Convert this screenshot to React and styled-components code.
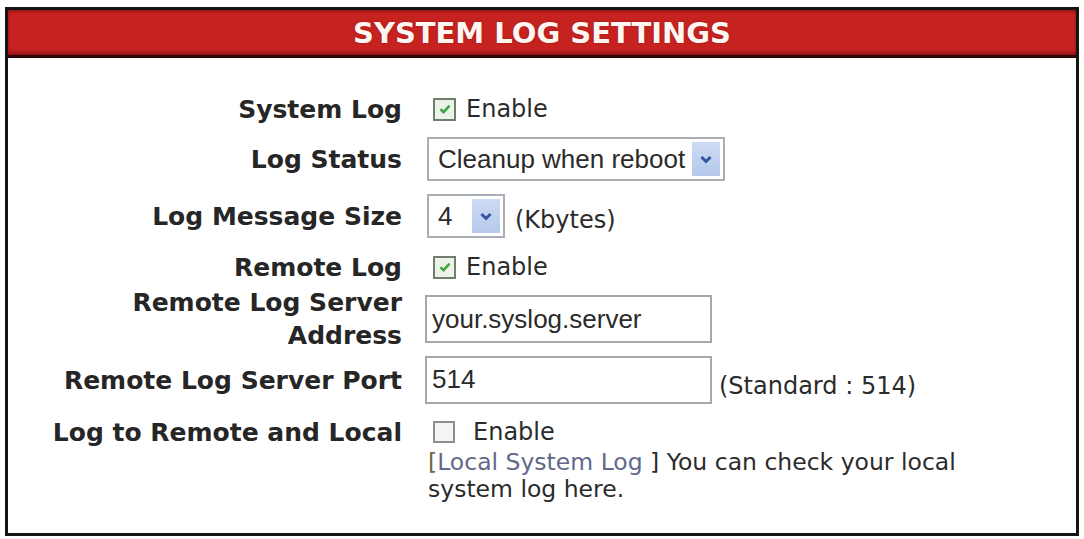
import React from 'react';
import styled, { createGlobalStyle } from 'styled-components';

const GlobalStyle = createGlobalStyle`
  html, body {
    margin: 0;
    padding: 0;
    background: #fff;
  }
  body {
    font-family: "DejaVu Sans", Verdana, sans-serif;
    color: #2b2b2b;
  }
`;

const Page = styled.div`
  padding: 7px 5px 0 5px;
`;

const Frame = styled.div`
  width: 1068px;
  height: 523px;
  border: 3px solid #151515;
  display: flex;
  flex-direction: column;
`;

const Header = styled.div`
  height: 45px;
  background: #c62220;
  border-bottom: 3px solid #2a0807;
  box-shadow: inset 0 -3px 3px rgba(60, 0, 0, 0.35), inset 0 2px 2px rgba(60, 0, 0, 0.3);
  display: flex;
  align-items: center;
  justify-content: center;
`;

const Title = styled.h1`
  margin: 0;
  font-family: "DejaVu Sans", Verdana, sans-serif;
  font-size: 29px;
  font-weight: bold;
  color: #fff6f2;
  text-shadow: 0 0 2px rgba(120, 20, 20, 0.6);
`;

const Form = styled.div`
  display: grid;
  grid-template-columns: 394px 1fr;
  column-gap: 23px;
  padding-top: 26px;
`;

const Label = styled.div`
  height: ${({ $h }) => $h}px;
  display: flex;
  align-items: center;
  justify-content: flex-end;
  text-align: right;
  font-size: 25px;
  font-weight: bold;
  line-height: 33px;
  color: #262626;
  white-space: nowrap;
`;

const Value = styled.div`
  height: ${({ $h }) => $h}px;
  display: flex;
  align-items: center;
  gap: ${({ $gap }) => $gap || 10}px;
  font-size: 24px;
`;

const Check = styled.span`
  box-sizing: border-box;
  width: ${({ $size }) => $size}px;
  height: ${({ $size }) => $size}px;
  margin-left: 8px;
  border: 2px solid ${({ $checked }) => ($checked ? '#6f7f6c' : '#8d8d8d')};
  background: ${({ $checked }) => ($checked ? '#eef3ea' : '#f4f4f4')};
  display: inline-flex;
  align-items: center;
  justify-content: center;
`;

const Text = styled.span`
  color: #2b2b2b;
  margin-top: ${({ $drop }) => $drop || 0}px;
`;

const SelectBox = styled.div`
  box-sizing: border-box;
  width: ${({ $w }) => $w}px;
  height: 44px;
  margin-left: 2px;
  border: 2px solid #a9aeb5;
  background: #fff;
  display: flex;
  align-items: center;
  padding: 3px;
`;

const SelectText = styled.span`
  flex: 1;
  padding-left: 6px;
  font-family: "Liberation Sans", Arial, sans-serif;
  font-size: 26px;
  color: #2b2b2b;
`;

const Arrow = styled.span`
  width: 28px;
  align-self: stretch;
  background: linear-gradient(#cddbf4, #b5c9ec);
  display: flex;
  align-items: center;
  justify-content: center;
`;

const Input = styled.div`
  box-sizing: border-box;
  width: ${({ $w }) => $w}px;
  height: 48px;
  border: 2px solid #a8a8a8;
  background: #fff;
  padding: 0 0 0 5px;
  display: flex;
  align-items: ${({ $top }) => ($top ? 'flex-start' : 'center')};
  padding-top: ${({ $top }) => ($top ? 6 : 0)}px;
  font-family: "Liberation Sans", Arial, sans-serif;
  font-size: 26px;
  color: #2b2b2b;
`;

const Note = styled.div`
  grid-column: 2;
  margin: -7px 0 0 3px;
  font-size: 23.5px;
  line-height: 27px;
  color: #2b2b2b;
`;

const NoteLine = styled.div`
  display: flex;
  white-space: pre;
`;

const Bracket = styled.span`
  color: #6b6b3a;
`;

const LinkText = styled.a`
  color: #62688a;
  text-decoration: none;
`;

const Tick = () => (
  <svg width="14" height="14" viewBox="0 0 14 14">
    <path d="M2.5 7.2 L5.6 10.2 L11.5 3.6" fill="none" stroke="#3fa63f" strokeWidth="2.6" />
  </svg>
);

const Chevron = () => (
  <svg width="14" height="11" viewBox="0 0 14 11">
    <path d="M2.5 3 L7 7.5 L11.5 3" fill="none" stroke="#34549e" strokeWidth="3" />
  </svg>
);

const App = () => (
  <Page>
    <GlobalStyle />
    <Frame>
      <Header>
        <Title>SYSTEM LOG SETTINGS</Title>
      </Header>
      <Form>
        <Label $h={50}>System Log</Label>
        <Value $h={50}>
          <Check $size={23} $checked>
            <Tick />
          </Check>
          <Text>Enable</Text>
        </Value>

        <Label $h={50}>Log Status</Label>
        <Value $h={50}>
          <SelectBox $w={298}>
            <SelectText>Cleanup when reboot</SelectText>
            <Arrow>
              <Chevron />
            </Arrow>
          </SelectBox>
        </Value>

        <Label $h={64}>Log Message Size</Label>
        <Value $h={64}>
          <SelectBox $w={78}>
            <SelectText>4</SelectText>
            <Arrow>
              <Chevron />
            </Arrow>
          </SelectBox>
          <Text $drop={8}>(Kbytes)</Text>
        </Value>

        <Label $h={38}>Remote Log</Label>
        <Value $h={38}>
          <Check $size={23} $checked>
            <Tick />
          </Check>
          <Text>Enable</Text>
        </Value>

        <Label $h={66}>
          Remote Log Server
          <br />
          Address
        </Label>
        <Value $h={66}>
          <Input $w={287}>your.syslog.server</Input>
        </Value>

        <Label $h={56}>Remote Log Server Port</Label>
        <Value $h={56} $gap={7}>
          <Input $w={287} $top>514</Input>
          <Text $drop={12}>(Standard : 514)</Text>
        </Value>

        <Label $h={48}>Log to Remote and Local</Label>
        <Value $h={48} $gap={18}>
          <Check $size={22}></Check>
          <Text>Enable</Text>
        </Value>

        <Note>
          <NoteLine>
            <Bracket>[</Bracket>
            <LinkText href="#">Local System Log</LinkText>
            <Text> ] You can check your local</Text>
          </NoteLine>
          <NoteLine>
            <Text>system log here.</Text>
          </NoteLine>
        </Note>
      </Form>
    </Frame>
  </Page>
);

export default App;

### Description of the task
How many of the lines above include the word "components"? Respond with the number alone.

### Solution
2